October 2: The Holy Guardian Angels
The belief that God “assigns” an angel to each person, to guard and protect him, and to aid him in prayer, has its roots in Scripture. Job 33.23 says that for men there is “an angel, a mediator, one of the thousand,to declare to man what is right for him” and to pray for him. Likewise, Psalm 91.11-12 says “He shall give his angels charge over you / to keep you in all your ways. / They shall bear you in their hands / les you dash your foot against a stone.” And in Matthew 18.10, the Lord warns the people not to despise the little ones because, as he says, “in heaven their angels always behold the face of my Father who is in heaven.” The book of Hebrews (1.14) says explicitly that there are “ministering spirits sent forth to serve, for the sake of those who are to obtain salvation.” And the Acts of the Apostles records a number of instances of guardian angels giving assistance to the faithful. The Church has ever upheld this biblical teaching, and the Church has set aside October 2 as a day of remembering, honoring, and seeking the help of our holy guardian angels.

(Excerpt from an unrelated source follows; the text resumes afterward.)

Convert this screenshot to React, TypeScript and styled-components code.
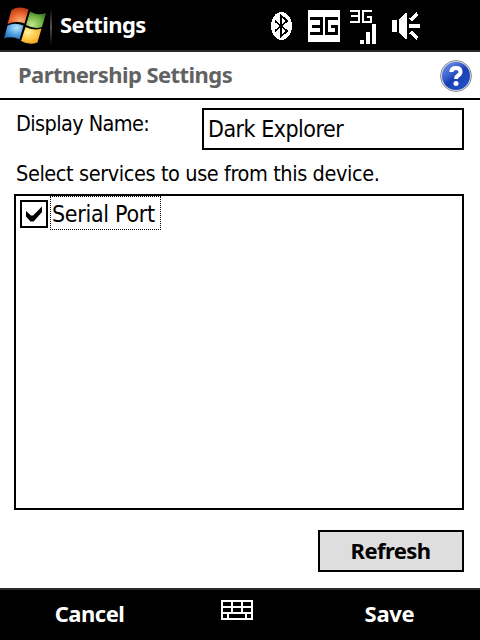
import React from "react";
import styled, { createGlobalStyle } from "styled-components";

const GlobalStyle = createGlobalStyle`
  * { box-sizing: border-box; }
  body { margin: 0; background: #fff; }
`;

const regular = `"DejaVu Sans Condensed", "DejaVu Sans", sans-serif`;
const bold = `"Noto Sans", "Open Sans", sans-serif`;

const Screen = styled.div`
  width: 480px;
  height: 640px;
  display: flex;
  flex-direction: column;
  background: #fff;
  color: #000;
  overflow: hidden;
`;

const Label = styled.span<{ $track?: number; $heavy?: boolean; $size?: number }>`
  font-family: ${(p) => (p.$heavy ? bold : regular)};
  font-stretch: ${(p) => (p.$heavy ? "normal" : "condensed")};
  font-weight: ${(p) => (p.$heavy ? 700 : 400)};
  font-size: ${(p) => p.$size ?? 22}px;
  line-height: 30px;
  letter-spacing: ${(p) => p.$track ?? 0}px;
  white-space: nowrap;
`;

const StatusBar = styled.header`
  height: 52px;
  flex: none;
  display: flex;
  align-items: flex-start;
  background: #000;
  border-bottom: 2px solid #2a2a2a;
  color: #fff;
`;

const StartArea = styled.div`
  width: 60px;
  height: 50px;
  flex: none;
`;

const StatusTitle = styled.div`
  width: 210px;
  padding-top: 9px;
`;

const TitleBar = styled.div`
  height: 48px;
  flex: none;
  display: flex;
  justify-content: space-between;
  border-bottom: 2px solid #000;
  padding: 7px 7px 0 18px;
  color: #626262;
`;

const Content = styled.main`
  flex: 1;
  display: flex;
  flex-direction: column;
  padding: 8px 16px 16px 14px;
`;

const NameRow = styled.div`
  display: flex;
  justify-content: space-between;
  padding-left: 2px;
`;

const NameCaption = styled.div`
  padding-top: 1px;
`;

const NameField = styled.div`
  width: 262px;
  height: 42px;
  border: 2px solid #000;
  padding: 4px 4px;
`;

const Hint = styled.div`
  height: 44px;
  padding: 9px 0 0 2px;
`;

const ServiceList = styled.div`
  height: 316px;
  border: 2px solid #000;
  padding: 0 4px;
`;

const ServiceItem = styled.div`
  display: flex;
  align-items: flex-start;
  gap: 2px;
`;

const CheckBox = styled.svg`
  width: 28px;
  height: 28px;
  margin-top: 4px;
`;

const FocusedName = styled.div`
  width: 111px;
  height: 34px;
  border: 1px dotted #000;
  padding: 2px 0 0 1px;
`;

const RefreshButton = styled.button`
  align-self: flex-end;
  width: 146px;
  height: 42px;
  margin-top: 20px;
  padding: 0 1px 2px 0;
  border: 2px solid #000;
  border-radius: 0;
  background: #dedede;
  color: #000;
`;

const SoftKeys = styled.footer`
  height: 52px;
  flex: none;
  display: grid;
  grid-template-columns: 179px 116px 189px;
  justify-items: center;
  border-top: 2px solid #2a2a2a;
  background: #000;
  color: #fff;
`;

const SoftKey = styled.div`
  padding-top: 8px;
`;

const KeyboardIcon = styled.svg`
  width: 32px;
  height: 20px;
  margin-top: 10px;
`;

function StartLogo() {
  return (
    <svg width="60" height="50" viewBox="0 0 60 50">
      <defs>
        <radialGradient id="r" cx="0.6" cy="0.8" r="0.8"><stop stopColor="#f8b07a" /><stop offset="0.5" stopColor="#ee6a34" /><stop offset="1" stopColor="#b8380e" /></radialGradient>
        <radialGradient id="g" cx="0.3" cy="0.8" r="0.9"><stop stopColor="#c3e590" /><stop offset="0.5" stopColor="#7cba48" /><stop offset="1" stopColor="#2f7520" /></radialGradient>
        <radialGradient id="b" cx="0.65" cy="0.25" r="0.9"><stop stopColor="#b6e2fb" /><stop offset="0.5" stopColor="#4fa1e2" /><stop offset="1" stopColor="#145aab" /></radialGradient>
        <radialGradient id="y" cx="0.35" cy="0.3" r="0.9"><stop stopColor="#fff0a0" /><stop offset="0.5" stopColor="#fdc843" /><stop offset="1" stopColor="#ea8b12" /></radialGradient>
        <linearGradient id="d" x1="0" y1="0" x2="0" y2="1"><stop stopColor="#000" /><stop offset="0.5" stopColor="#555" /><stop offset="1" stopColor="#000" /></linearGradient>
      </defs>
      <path d="M11.500 10 Q19 5.500 28.500 9.500 L24.500 23.500 Q16 20.500 7.500 24Z" fill="url(#r)" />
      <path d="M30 11.500 Q38 16 46 13 L42 27 Q34 29.500 26 25Z" fill="url(#g)" />
      <path d="M7.500 25.500 Q15 22 23.500 25.500 L19.500 39.500 Q12 35.500 4 38.500Z" fill="url(#b)" />
      <path d="M25.500 27 Q33 31 41.500 28.500 L37.500 42.500 Q29 45.500 21 41Z" fill="url(#y)" />
      <rect x="50" y="8" width="2" height="38" fill="url(#d)" />
    </svg>
  );
}

function StatusIcons() {
  return (
    <svg width="160" height="50" viewBox="270 0 160 50" shapeRendering="crispEdges">
      <ellipse cx="281.500" cy="26" rx="10.500" ry="14" fill="#fff" />
      <path d="M275 21 L287 31 L281 36.500 V15.500 L287 21 L275 31" fill="none" stroke="#000" strokeWidth="1.800" />
      <rect x="308" y="10" width="32" height="32" fill="#fff" />
      <path d="M310 18.500H321.500V33.500H310M312 26H321.500M338 18.500H326.500V33.500H336.500V26.500H331" fill="none" stroke="#000" strokeWidth="3" />
      <path d="M350 11H359V22H350M351 16H359M372 11H363V22H371V17H366.500" fill="none" stroke="#fff" strokeWidth="2" />
      <path d="M360 40h4v4h-4zM366 32h4v12h-4zM372 24h4v20h-4zM392 20h5v12h-5zM399 20L405 13H407V39H405L399 32zM409 24h11v4h-11z" fill="#fff" />
      <path d="M410.500 20L417.500 13.500M410.500 32L417.500 38.500" stroke="#fff" strokeWidth="3.600" />
    </svg>
  );
}

function HelpIcon() {
  return (
    <svg width="34" height="34" viewBox="0 -1 34 34">
      <defs>
        <linearGradient id="h" x1="0" y1="0" x2="0.8" y2="1"><stop stopColor="#7d9ded" /><stop offset="0.45" stopColor="#3159c9" /><stop offset="0.55" stopColor="#1840b3" /><stop offset="1" stopColor="#2450c8" /></linearGradient>
      </defs>
      <circle cx="17" cy="16" r="15.500" fill="#d5d9df" stroke="#8d949e" />
      <circle cx="17" cy="16" r="14" fill="url(#h)" />
      <path d="M12.300 12Q12.500 8 17 8Q21.500 8 21.500 11.700Q21.500 14 19 15.500Q17 16.800 17 19" fill="none" stroke="#fff" strokeWidth="4" />
      <circle cx="17" cy="23.500" r="2.500" fill="#fff" />
    </svg>
  );
}

export default function App() {
  return (
    <>
      <GlobalStyle />
      <Screen>
        <StatusBar>
          <StartArea><StartLogo /></StartArea>
          <StatusTitle><Label $heavy $track={-0.55}>Settings</Label></StatusTitle>
          <StatusIcons />
        </StatusBar>
        <TitleBar>
          <Label $heavy $track={-0.55}>Partnership Settings</Label>
          <HelpIcon />
        </TitleBar>
        <Content>
          <NameRow>
            <NameCaption><Label $size={21.5} $track={-0.6}>Display Name:</Label></NameCaption>
            <NameField><Label $size={23} $track={-0.5}>Dark Explorer</Label></NameField>
          </NameRow>
          <Hint><Label $size={21.5} $track={-0.4}>Select services to use from this device.</Label></Hint>
          <ServiceList>
            <ServiceItem>
              <CheckBox viewBox="0 0 28 28">
                <rect x="1" y="1" width="26" height="26" fill="#fff" stroke="#000" strokeWidth="2" />
                <path d="M6 11L11 15.500L13 15.500L22 6.500V12L15 20L13.500 21.500H10.500L6 16.500Z" />
              </CheckBox>
              <FocusedName><Label $size={23} $track={-0.3}>Serial Port</Label></FocusedName>
            </ServiceItem>
          </ServiceList>
          <RefreshButton><Label $heavy $track={-0.6}>Refresh</Label></RefreshButton>
        </Content>
        <SoftKeys>
          <SoftKey><Label $heavy $track={-0.5}>Cancel</Label></SoftKey>
          <KeyboardIcon viewBox="0 0 32 20" shapeRendering="crispEdges">
            <path d="M1 1H31V19H1ZM1 7H31M1 13H31M11 1V13M21 1V13M7 13V19M25 13V19" fill="none" stroke="#fff" strokeWidth="2" />
          </KeyboardIcon>
          <SoftKey><Label $heavy $track={-0.3}>Save</Label></SoftKey>
        </SoftKeys>
      </Screen>
    </>
  );
}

October 3: Therese of Lisieux
Popularly known as “the Little Flower of Jesus”, St. Therese was born in 1873 in Alençon, France. A pious child, Therese became a Carmelite nun, taking the name “Therese of the Child Jesus and of the Holy Face”. Therese’s approach to the spiritual life has come to be known as “The Little Way”, the essence of which, as she wrote, is love for the Lord: “Love proves itself by deeds, so how am I to show my love? Great deeds are forbidden me. The only way I can prove my love is by scattering flowers and these flowers are every little sacrifice, every glance and word, and the doing of the least actions for love.” The Mother Superior of Therese’s Carmel ordered her to write her autobiography, which Therese dutifully did. The work, “The Story of a Soul”, has become one of the most popular books of spirituality of the 20th and 21st centuries. Therese contracted tuberculosis and after spending about a year in the infirmary, she died at the age of 24. Shortly before her death, Therese told her sisters “I have reached the point of not being able to suffer any more, because all suffering is sweet to me.” In 1997, Pope John Paul II declared Therese to be one of the 39 “Doctors of the Church”. Thus this humble, unlearned peasant girl, with her Little Way of love, has taken her place amid the Church’s great fathers and doctors like St. Augustine and St. Thomas Aquinas.
October 4: Francis of Assisi
The founder of the Friars Minor, Francis was born about 1182 in Assisi, the son of a successful cloth merchant. In his youth, Francis became a troubadour and a poet, and helped with his father’s business. From an early age Francis showed concern for the poor. After spending time as a soldier, Francis was prompted by a vision to return home, where Francis showed an increasing devotion to the Lord, and love for the poor. While he was praying in front of a crucifix in the Church of San Damiano, Francis had a vision in which the Lord said “Francis, go and repair my house which, as you can see, is falling into ruins.” The vision was repeated three times. Francis took the Lord to be referring to the Church of San Damiano, but later realized that he meant the state of the whole Catholic Church in the West. Francis renounced his inheritance and all his possessions, over the protests of his father, even removing the clothes he was wearing. Francis embraced the life of a beggar, ministering among the poor and sick, and helping to rebuild ruined churches. Over the years, others began to follow St. Francis, embracing the way of poverty. Francis and his followers went out barefoot, preaching repentance and conversion. Pope Innocent III blessed St. Francis’s work, and so the order of Friars Minor (i.e. Franciscans) was born. On the feast of the Holy Cross, in the year 1224, while praying on the mountain of La Verna, Francis, in ecstasy, received the gift of the five wounds of Christ. In 1226, Francis was taken to the infirmary, suffering from various ailments, and on October 3, Francis died while singing Psalm 141. In the centuries after his death, thousands of friaries have been planted all over the world, and countless Franciscans have embraced Francis’s way of life in the service of the Gospel of Jesus. St. Francis’s body was identified in 1978 beneath the Basilica in Assisi, now named for him, and were placed in a glass urn and reinterred in the Basilica’s crypt.
October 6: Bruno of Cologne
Born about 1030 AD, St. Bruno was the founder of the Carthusian Order. He is remembered for his eloquence and the depth of his theological insight. After a brief career as the Chancellor of the diocese of Rheims, Bruno refused the archbishopric of Reggio di Calabria, and instead retired to a secluded place in the Alps of the Dauphine with several companions, at a place called Chartreuse. There they made a little retreat, and lived in solitude and poverty, giving themselves to prayer and study. One of Bruno’s companions later became Pope Urban II, who called Bruno to Rome to act as his advisor. Eventually Bruno prevailed upon the pope to allow him to return to his life of prayer, this time in a high, forested valley in Calabria. Bruno died on this day in 1101. The life of the Carthusians is the most austere of any religious order – the brothers live, pray, and eat in solitude, with no contact with the outside world, coming together for choir offices two or three times a day. The Carthusians suffered terribly during the Reformation. The monks of the London Charterhouse were hanged, drawn, and quartered in 1535 for refusing to accept the crown’s supremacy over the Church and resisting the destruction of their house and the confiscation of their property by the crown.